Exercise description: Count every line that holds the string "screenshot", then give that number alone.
* Start Stored data *
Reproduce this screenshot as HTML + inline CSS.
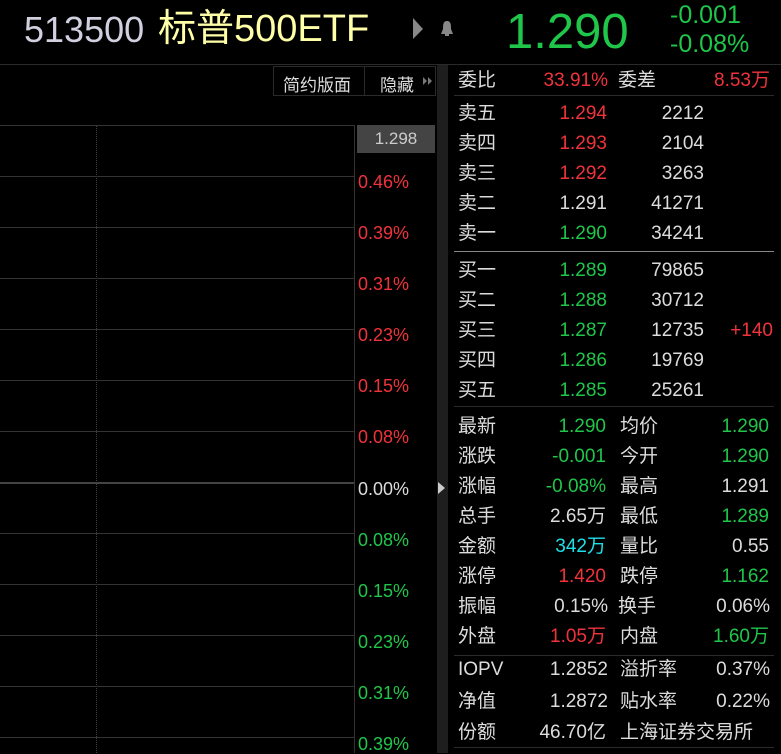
* End Stored data *
* Start Stored data *
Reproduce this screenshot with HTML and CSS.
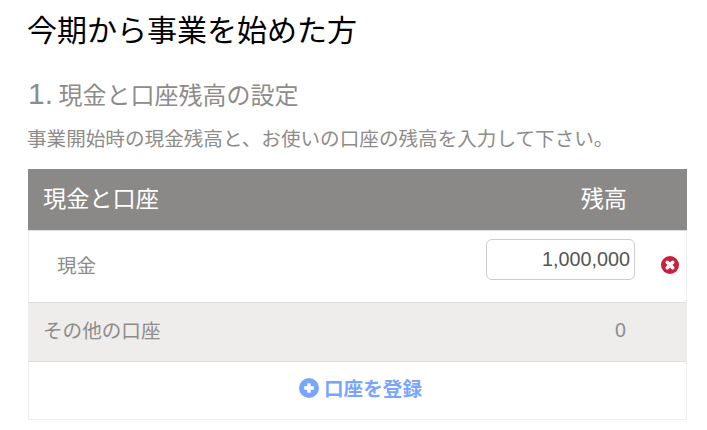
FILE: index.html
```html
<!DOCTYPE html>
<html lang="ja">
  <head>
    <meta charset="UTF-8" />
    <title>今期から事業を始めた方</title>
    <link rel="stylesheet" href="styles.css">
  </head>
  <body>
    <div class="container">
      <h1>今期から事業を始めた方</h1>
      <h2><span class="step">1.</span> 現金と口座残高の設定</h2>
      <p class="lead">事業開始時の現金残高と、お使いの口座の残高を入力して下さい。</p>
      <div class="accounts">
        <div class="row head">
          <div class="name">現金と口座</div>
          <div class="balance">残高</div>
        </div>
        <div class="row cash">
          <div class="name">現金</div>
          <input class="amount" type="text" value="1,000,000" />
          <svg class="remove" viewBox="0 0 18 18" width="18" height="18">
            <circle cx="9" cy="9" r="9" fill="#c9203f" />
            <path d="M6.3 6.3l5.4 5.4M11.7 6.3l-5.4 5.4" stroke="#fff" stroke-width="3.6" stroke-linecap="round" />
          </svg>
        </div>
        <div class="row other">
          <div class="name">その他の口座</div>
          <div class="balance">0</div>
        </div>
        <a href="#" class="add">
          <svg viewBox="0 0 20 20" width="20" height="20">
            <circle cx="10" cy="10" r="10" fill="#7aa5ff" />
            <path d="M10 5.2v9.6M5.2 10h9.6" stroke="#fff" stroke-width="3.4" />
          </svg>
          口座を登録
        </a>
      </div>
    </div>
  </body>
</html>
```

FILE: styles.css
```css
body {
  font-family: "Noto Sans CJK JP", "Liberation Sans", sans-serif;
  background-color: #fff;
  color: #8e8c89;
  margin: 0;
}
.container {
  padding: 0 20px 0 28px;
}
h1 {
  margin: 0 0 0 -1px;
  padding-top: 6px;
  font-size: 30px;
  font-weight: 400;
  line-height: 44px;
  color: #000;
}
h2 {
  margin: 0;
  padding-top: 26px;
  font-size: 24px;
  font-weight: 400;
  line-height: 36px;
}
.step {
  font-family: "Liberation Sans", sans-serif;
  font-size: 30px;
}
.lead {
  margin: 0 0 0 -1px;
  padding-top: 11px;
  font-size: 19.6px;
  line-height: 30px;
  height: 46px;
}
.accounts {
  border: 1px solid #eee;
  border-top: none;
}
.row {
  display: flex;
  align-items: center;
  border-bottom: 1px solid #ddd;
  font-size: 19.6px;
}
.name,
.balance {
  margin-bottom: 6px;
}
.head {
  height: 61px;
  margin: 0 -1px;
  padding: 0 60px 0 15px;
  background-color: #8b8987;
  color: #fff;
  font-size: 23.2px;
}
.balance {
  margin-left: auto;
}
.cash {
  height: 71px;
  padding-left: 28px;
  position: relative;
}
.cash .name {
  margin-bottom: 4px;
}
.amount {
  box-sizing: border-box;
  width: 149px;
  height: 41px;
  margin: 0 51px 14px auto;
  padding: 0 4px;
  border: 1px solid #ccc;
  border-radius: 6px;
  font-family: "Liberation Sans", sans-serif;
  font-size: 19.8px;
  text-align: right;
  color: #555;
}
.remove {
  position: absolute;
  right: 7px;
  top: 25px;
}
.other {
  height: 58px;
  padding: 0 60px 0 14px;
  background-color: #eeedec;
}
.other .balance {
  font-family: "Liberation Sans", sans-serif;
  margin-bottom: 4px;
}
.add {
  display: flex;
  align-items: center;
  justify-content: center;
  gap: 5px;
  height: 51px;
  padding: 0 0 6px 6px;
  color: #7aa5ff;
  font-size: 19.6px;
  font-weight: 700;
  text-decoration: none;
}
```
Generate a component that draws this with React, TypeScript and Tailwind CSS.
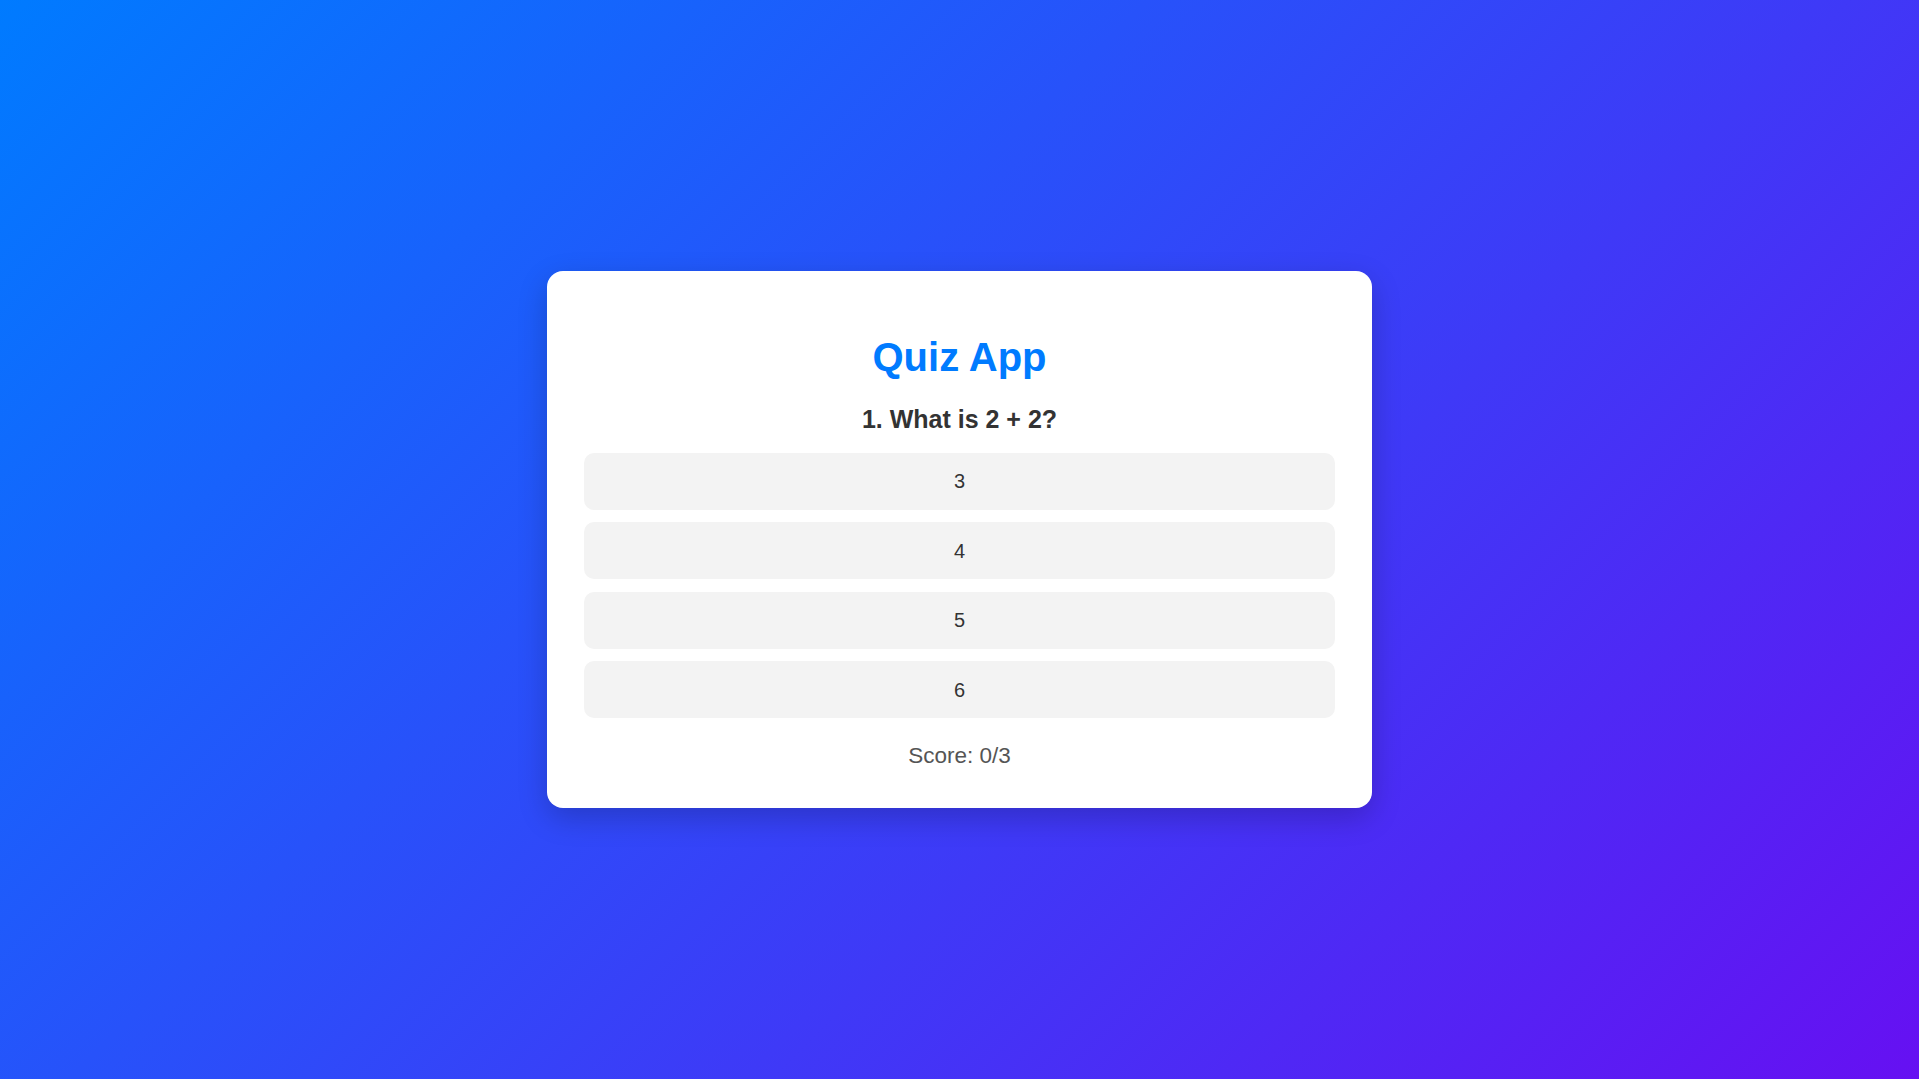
* End Stored data *
Answer below: 2